First, watch whether Bitcoin can maintain support above psychological levels or if it breaks down toward yearly lows. Second, monitor whether additional large traders align with either the bullish or bearish camps, potentially creating momentum in one direction. Third, observe if the current large positions are maintained, expanded, or closed as price evolves.

The outcome of this high-stakes battle between bulls and bears will likely influence market structure for weeks to come. A successful defense by bulls could trigger a short squeeze that propels prices higher, while validation of BitcoinOG's bearish thesis could see renewed downward pressure across cryptocurrency markets.

Conclusion: Resolution Ahead as Titans Clash

The current standoff between BitcoinOG's $226.6 million short and multiple substantial long positions represents more than just opposing trades—it embodies fundamentally different interpretations of market structure and macroeconomic conditions. As these positions develop alongside Bitcoin's volatile price action, their resolution will provide crucial information about market direction in the near term.

Historical precedent suggests that when whale activity reaches this scale and divergence, it often precedes significant price movements that resolve the uncertainty. Market participants should watch for whether additional institutional capital follows either camp and monitor trading volume for signs of directional conviction emerging.
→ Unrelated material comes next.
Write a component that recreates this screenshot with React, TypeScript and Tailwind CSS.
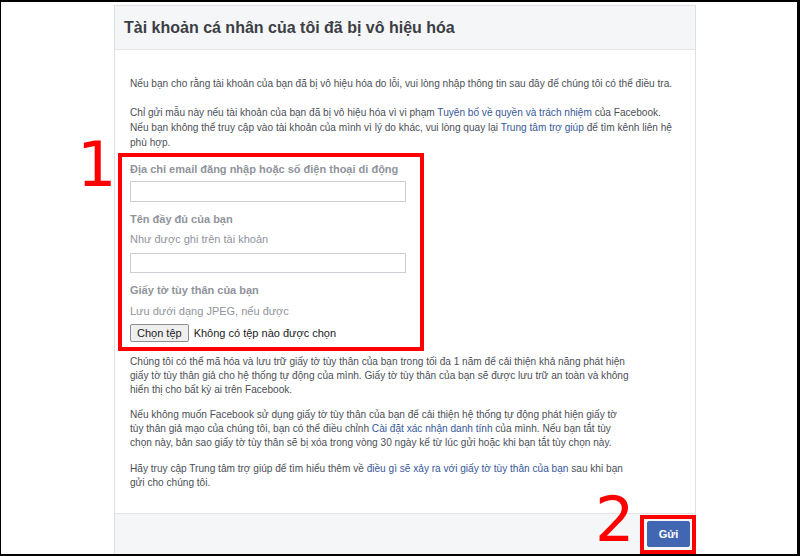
import React from 'react';

const Link: React.FC<{ children: React.ReactNode }> = ({ children }) => (
  <span className="text-[#365899]">{children}</span>
);

export default function App() {
  return (
    <div className="relative w-[800px] h-[556px] overflow-hidden bg-white border-t-2 border-l border-r-[3px] border-b-2 border-black font-['Liberation_Sans',Arial,sans-serif]">
      <div className="ml-[113px] mt-[3px] w-[582px] h-[551px] border border-[#dddfe2] flex flex-col">
        <div className="h-[44px] shrink-0 bg-[#f5f6f7] border-b border-[#e5e5e5] px-[9px] flex items-center">
          <h2 className="text-[16px] font-bold text-[#3b3e44]">Tài khoản cá nhân của tôi đã bị vô hiệu hóa</h2>
        </div>

        <div className="flex-1 pl-[15px] pr-[10px] pt-[26px] text-[10.1px] text-[#4b4f56]">
          <p className="leading-[15px]">
            Nếu bạn cho rằng tài khoản của bạn đã bị vô hiệu hóa do lỗi, vui lòng nhập thông tin sau đây để chúng tôi có thể điều tra.
          </p>
          <p className="mt-[14px] leading-[15px]">
            Chỉ gửi mẫu này nếu tài khoản của bạn đã bị vô hiệu hóa vì vi phạm <Link>Tuyên bố về quyền và trách nhiệm</Link> của Facebook.
            <br />
            Nếu bạn không thể truy cập vào tài khoản của mình vì lý do khác, vui lòng quay lại <Link>Trung tâm trợ giúp</Link> để tìm kênh liên hệ
            <br />
            phù hợp.
          </p>

          <div className="mt-[12px] flex flex-col text-[#90949c]">
            <label className="leading-[15px] text-[11px] font-bold">Địa chỉ email đăng nhập hoặc số điện thoại di động</label>
            <div className="mt-[4px] w-[276px] h-[21px] border border-[#ccd0d5] bg-white" />

            <label className="mt-[10px] leading-[15px] text-[11px] font-bold">Tên đầy đủ của bạn</label>
            <span className="mt-[5px] leading-[15px] text-[11px]">Như được ghi trên tài khoản</span>
            <div className="mt-[6px] w-[276px] h-[20px] border border-[#ccd0d5] bg-white" />

            <label className="mt-[10px] leading-[15px] text-[11px] font-bold">Giấy tờ tùy thân của bạn</label>
            <span className="mt-[6px] leading-[15px] text-[11px]">Lưu dưới dạng JPEG, nếu được</span>
            <div className="mt-[5px] flex items-center gap-[5px] text-[11px] text-[#222]">
              <button className="h-[18px] px-[6px] border border-[#8f8f8f] rounded-[2px] bg-[#efefef] leading-none">Chọn tệp</button>
              <span>Không có tệp nào được chọn</span>
            </div>
          </div>

          <p className="mt-[13px] leading-[14px]">
            Chúng tôi có thể mã hóa và lưu trữ giấy tờ tùy thân của bạn trong tối đa 1 năm để cải thiện khả năng phát hiện
            <br />
            giấy tờ tùy thân giả cho hệ thống tự động của mình. Giấy tờ tùy thân của bạn sẽ được lưu trữ an toàn và không
            <br />
            hiển thị cho bất kỳ ai trên Facebook.
          </p>
          <p className="mt-[11px] leading-[14px]">
            Nếu không muốn Facebook sử dụng giấy tờ tùy thân của bạn để cải thiện hệ thống tự động phát hiện giấy tờ
            <br />
            tùy thân giả mạo của chúng tôi, bạn có thể điều chỉnh <Link>Cài đặt xác nhận danh tính</Link> của mình. Nếu bạn tắt tùy
            <br />
            chọn này, bản sao giấy tờ tùy thân sẽ bị xóa trong vòng 30 ngày kể từ lúc gửi hoặc khi bạn tắt tùy chọn này.
          </p>
          <p className="mt-[12px] leading-[14px]">
            Hãy truy cập Trung tâm trợ giúp để tìm hiểu thêm về <Link>điều gì sẽ xảy ra với giấy tờ tùy thân của bạn</Link> sau khi bạn
            <br />
            gửi cho chúng tôi.
          </p>
        </div>

        <div className="h-[42px] shrink-0 bg-[#f5f6f7] border-t border-[#e5e5e5] flex items-start justify-end pt-[7px] pr-[5px]">
          <button className="w-[43px] h-[26px] bg-[#4267b2] border border-[#4267b2] text-white text-[11px] font-bold rounded-[2px]">
            Gửi
          </button>
        </div>
      </div>

      {/* annotations */}
      <div className="absolute left-[117px] top-[151px] w-[306px] h-[198px] border-4 border-[#ff0000]" />
      <div className="absolute left-[76px] top-[132px] text-[62px] leading-none text-[#ff0000] font-['DejaVu_Sans',sans-serif]">1</div>
      <div className="absolute left-[639px] top-[513px] w-[56px] h-[39px] border-4 border-[#ff0000]" />
      <div className="absolute left-[594px] top-[487px] text-[62px] leading-none text-[#ff0000] font-['DejaVu_Sans',sans-serif]">2</div>
    </div>
  );
}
Regardless of outcome, the visibility of these massive positions through blockchain analytics provides unprecedented transparency into how sophisticated players are positioning during periods of extreme market uncertainty—a development that continues to separate cryptocurrency markets from traditional finance counterparts.

Disclaimer: This analysis is based on publicly available blockchain data and should not be considered financial advice. Cryptocurrency investments carry significant risk, and readers should conduct their own research and consult with financial professionals before making investment decisions.